We conducted our onsite work from January through August 2010 at the City’s office located at 538
Spruce Street, Scranton, PA, and at our offices located in Pittsburgh, PA. The audit covered the
period January 2008 through December 2009 but was expanded when necessary to include other
periods. We relied in part on computer-processed data in the City’s computer system. Although
we did not perform a detailed assessment of the reliability of the data, we did perform a minimal
level of testing and found the data to be adequate for our purposes.

To accomplish our objectives, we

       Obtained relevant background information.

       Reviewed applicable HUD regulations and Federal guidelines.

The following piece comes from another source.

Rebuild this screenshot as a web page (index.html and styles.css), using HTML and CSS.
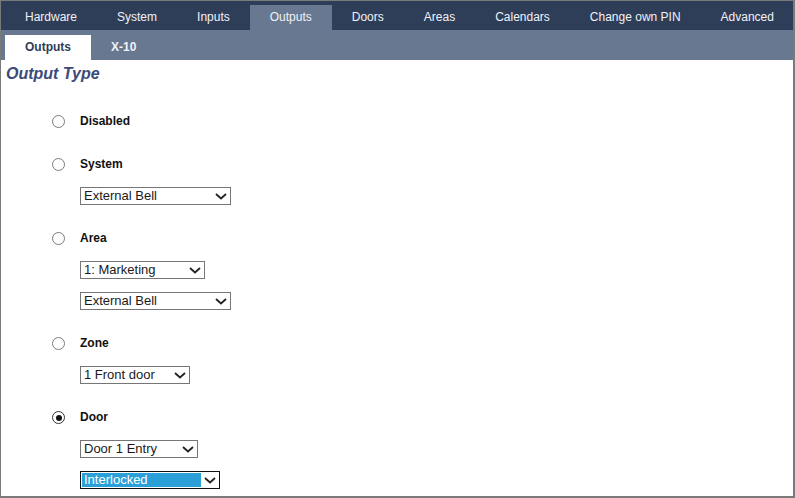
FILE: index.html
```html
<!DOCTYPE html>
<html>
<head>
<meta charset="utf-8">
<link rel="stylesheet" href="styles.css">
</head>
<body>
<div class="frame">
  <nav class="topnav">
    <a class="tab">Hardware</a>
    <a class="tab">System</a>
    <a class="tab">Inputs</a>
    <a class="tab active">Outputs</a>
    <a class="tab">Doors</a>
    <a class="tab">Areas</a>
    <a class="tab">Calendars</a>
    <a class="tab">Change own PIN</a>
    <a class="tab">Advanced</a>
  </nav>
  <nav class="subnav">
    <a class="subtab active">Outputs</a>
    <a class="subtab">X-10</a>
  </nav>
  <h1 class="heading">Output Type</h1>
  <div class="options">
    <div class="group">
      <label class="opt"><input type="radio" name="t" class="radio"><span>Disabled</span></label>
    </div>
    <div class="group">
      <label class="opt"><input type="radio" name="t" class="radio"><span>System</span></label>
      <div class="select w151"><span class="val">External Bell</span><svg class="chev" width="12" height="7" viewBox="0 0 12 7"><path d="M1 1 L6 5.5 L11 1" fill="none" stroke="#222" stroke-width="1.8"/></svg></div>
    </div>
    <div class="group">
      <label class="opt"><input type="radio" name="t" class="radio"><span>Area</span></label>
      <div class="select w125"><span class="val">1: Marketing</span><svg class="chev" width="12" height="7" viewBox="0 0 12 7"><path d="M1 1 L6 5.5 L11 1" fill="none" stroke="#222" stroke-width="1.8"/></svg></div>
      <div class="select w151"><span class="val">External Bell</span><svg class="chev" width="12" height="7" viewBox="0 0 12 7"><path d="M1 1 L6 5.5 L11 1" fill="none" stroke="#222" stroke-width="1.8"/></svg></div>
    </div>
    <div class="group">
      <label class="opt"><input type="radio" name="t" class="radio"><span>Zone</span></label>
      <div class="select w110"><span class="val">1 Front door</span><svg class="chev" width="12" height="7" viewBox="0 0 12 7"><path d="M1 1 L6 5.5 L11 1" fill="none" stroke="#222" stroke-width="1.8"/></svg></div>
    </div>
    <div class="group">
      <label class="opt"><input type="radio" name="t" class="radio" checked><span>Door</span></label>
      <div class="select w118"><span class="val">Door 1 Entry</span><svg class="chev" width="12" height="7" viewBox="0 0 12 7"><path d="M1 1 L6 5.5 L11 1" fill="none" stroke="#222" stroke-width="1.8"/></svg></div>
      <div class="select w140 focused"><span class="val">Interlocked</span><svg class="chev" width="12" height="7" viewBox="0 0 12 7"><path d="M1 1 L6 5.5 L11 1" fill="none" stroke="#222" stroke-width="1.8"/></svg></div>
    </div>
  </div>
</div>
</body>
</html>
```

FILE: styles.css
```css
html, body {
  margin: 0;
  padding: 0;
  background: #fff;
}
.frame {
  box-sizing: border-box;
  width: 795px;
  height: 498px;
  border-style: solid;
  border-color: #7a7a7a;
  border-width: 1px 2px 2px 1px;
  font-family: "Liberation Sans", Arial, sans-serif;
  overflow: hidden;
  background: #fff;
}
.topnav {
  display: flex;
  align-items: flex-end;
  height: 29px;
  padding-left: 4px;
  background: #2e3d58;
}
.tab {
  display: block;
  height: 25px;
  line-height: 25px;
  padding: 0 20px;
  font-size: 12px;
  color: #f0f2f6;
  white-space: nowrap;
}
.tab.active {
  background: #687891;
}
.subnav {
  display: flex;
  align-items: flex-end;
  height: 30px;
  padding-left: 4px;
  background: #687891;
}
.subtab {
  display: block;
  height: 25px;
  line-height: 24px;
  padding: 0 20px;
  font-size: 12px;
  font-weight: bold;
  color: #f0f2f6;
}
.subtab.active {
  background: #fff;
  color: #2e3d58;
}
.heading {
  margin: 4px 0 0 5px;
  height: 20px;
  line-height: 20px;
  font-size: 16px;
  font-weight: bold;
  font-style: italic;
  color: #3c4a78;
}
.options {
  margin-top: 27px;
  padding-left: 51px;
  display: flex;
  flex-direction: column;
  gap: 23px;
}
.group {
  display: flex;
  flex-direction: column;
  align-items: flex-start;
}
.opt {
  display: flex;
  align-items: center;
  height: 20px;
  font-size: 12px;
  font-weight: bold;
  color: #111;
}
.radio {
  -webkit-appearance: none;
  appearance: none;
  box-sizing: border-box;
  width: 13px;
  height: 13px;
  margin: 1px 15px 0 0;
  border: 1px solid #7b7b7b;
  border-radius: 50%;
  background: #fff;
  position: relative;
}
.radio:checked {
  border-color: #333;
}
.radio:checked::after {
  content: "";
  position: absolute;
  left: 2.5px;
  top: 2.5px;
  width: 6px;
  height: 6px;
  border-radius: 50%;
  background: #111;
}
.select {
  box-sizing: border-box;
  display: flex;
  align-items: center;
  justify-content: space-between;
  height: 18px;
  margin: 13px 0 0 28px;
  padding: 0 3px 0 3px;
  border: 1px solid #767676;
  font-size: 13px;
  color: #1a1a1a;
  background: #fff;
}
.select + .select {
  margin-top: 13px;
}
.val {
  white-space: nowrap;
  line-height: 16px;
}
.chev {
  flex: none;
}
.w151 { width: 151px; }
.w125 { width: 125px; }
.w110 { width: 110px; }
.w118 { width: 118px; }
.w140 { width: 140px; }
.select.focused {
  border-color: #111;
  padding-left: 1px;
}
.select.focused .val {
  flex: 1;
  background: #2a9fd8;
  color: #fff;
  padding-left: 2px;
  margin-right: 3px;
  line-height: 14px;
}
```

       Reviewed the applicable City policies, financial records, subrecipient agreements,
       subrecipient monitoring reports, environmental reviews, and reports from its independent
       auditors.

       Interviewed officials from HUD’s Philadelphia Office of Community Planning and
       Development and members of the City’s staff.

       Reviewed HUD files including Integrated Disbursement and Information System reports
       and grantee monitoring reports.

       Obtained a listing of CDBG-funded activities administered by the City from January 2008
       through September 2009. Nonstatistically selected and reviewed 6 of the 119 CDBG
       activities listed to verify compliance with national objective and eligibility criteria and
       eligibility and support for disbursements. We selected the six activities because they
       either had a large amount of disbursements or were associated with the Scranton
       Redevelopment Authority. The total dollar value of disbursements for the 6 activities
       during our audit period was $908,000, of the 119 activities valued at $7.8 million.

       Analyzed general ledger and disbursement information from the City’s computer system.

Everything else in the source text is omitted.